Water Man
- First edition
- Author: Roger McDonald
- Language: English
- Publisher: Picador, Australia
- Publication date: 1993
- Publication place: Australia
- Media type: Print (Paperback)
- Pages: 315
- ISBN: 0330273981
- Preceded by: Flynn
- Followed by: The Slap

= Water Man (novel) =

Book by Roger McDonald

Water Man is a 1993 novel by Australian novelist Roger McDonald.

==Plot summary==
The "water man" of the book's title is a water diviner—or rather two water diviners: one working on an Australian station in 1939 and the other working the same property 50 years later. Events surrounding the first divining echo down the years to the second, when tensions left unresolved re-emerge and engulf a new set of characters.

==Notes==
- Dedication: When bright things tarnish he will be truly gone.
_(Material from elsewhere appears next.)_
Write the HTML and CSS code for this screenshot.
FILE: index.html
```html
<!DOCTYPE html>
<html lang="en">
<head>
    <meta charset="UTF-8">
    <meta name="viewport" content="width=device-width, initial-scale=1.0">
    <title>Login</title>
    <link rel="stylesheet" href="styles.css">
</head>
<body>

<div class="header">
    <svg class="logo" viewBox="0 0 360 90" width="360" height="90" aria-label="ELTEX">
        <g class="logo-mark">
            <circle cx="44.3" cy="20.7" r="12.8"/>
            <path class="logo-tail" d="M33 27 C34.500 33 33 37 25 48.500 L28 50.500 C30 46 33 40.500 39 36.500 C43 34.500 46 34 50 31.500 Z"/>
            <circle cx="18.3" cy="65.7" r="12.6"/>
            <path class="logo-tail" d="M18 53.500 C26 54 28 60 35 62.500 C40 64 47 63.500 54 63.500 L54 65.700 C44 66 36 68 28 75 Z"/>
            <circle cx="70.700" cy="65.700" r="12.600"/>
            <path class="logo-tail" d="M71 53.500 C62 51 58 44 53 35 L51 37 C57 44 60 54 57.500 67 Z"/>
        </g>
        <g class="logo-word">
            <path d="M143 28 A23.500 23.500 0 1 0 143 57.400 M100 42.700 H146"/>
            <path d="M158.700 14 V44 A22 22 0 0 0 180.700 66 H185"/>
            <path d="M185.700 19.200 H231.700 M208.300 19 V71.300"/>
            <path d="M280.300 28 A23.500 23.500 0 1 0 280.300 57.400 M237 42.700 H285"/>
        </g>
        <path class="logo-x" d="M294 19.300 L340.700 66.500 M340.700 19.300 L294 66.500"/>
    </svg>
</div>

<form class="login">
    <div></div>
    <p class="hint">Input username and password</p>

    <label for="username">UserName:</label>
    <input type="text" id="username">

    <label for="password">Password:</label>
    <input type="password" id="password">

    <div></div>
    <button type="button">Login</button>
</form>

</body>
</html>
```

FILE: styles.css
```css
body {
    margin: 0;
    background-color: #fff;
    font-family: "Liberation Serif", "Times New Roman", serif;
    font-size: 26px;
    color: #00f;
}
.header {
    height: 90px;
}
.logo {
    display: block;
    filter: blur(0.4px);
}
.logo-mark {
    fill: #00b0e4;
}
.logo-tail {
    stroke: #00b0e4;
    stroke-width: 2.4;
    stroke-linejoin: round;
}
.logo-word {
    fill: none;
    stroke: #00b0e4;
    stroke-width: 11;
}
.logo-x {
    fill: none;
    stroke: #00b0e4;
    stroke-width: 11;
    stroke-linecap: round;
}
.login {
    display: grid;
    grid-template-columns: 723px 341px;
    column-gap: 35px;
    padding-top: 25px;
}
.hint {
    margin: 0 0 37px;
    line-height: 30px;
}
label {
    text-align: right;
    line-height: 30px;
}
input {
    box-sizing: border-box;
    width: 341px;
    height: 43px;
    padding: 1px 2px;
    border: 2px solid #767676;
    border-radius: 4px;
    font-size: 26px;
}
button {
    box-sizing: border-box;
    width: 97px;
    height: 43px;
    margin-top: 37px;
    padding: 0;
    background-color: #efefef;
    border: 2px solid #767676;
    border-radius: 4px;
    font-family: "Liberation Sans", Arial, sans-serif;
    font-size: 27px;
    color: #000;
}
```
Then you will know him.

==Reviews==
Reviewing the novel in The Canberra Times Alan Gould noted: "Perhaps the most persistent theme in McDonald's work is that of the personality unfamiliar with itself; able to scrutinise nature and fellow human beings with great, and often lyrical particularity, but never quite at ease with either, never quite self-possessed. With its gentle use of fable, with its unobtrusive underpinnings in Jungian psychology, Water Man provides an intriguing, readable, progress to that theme."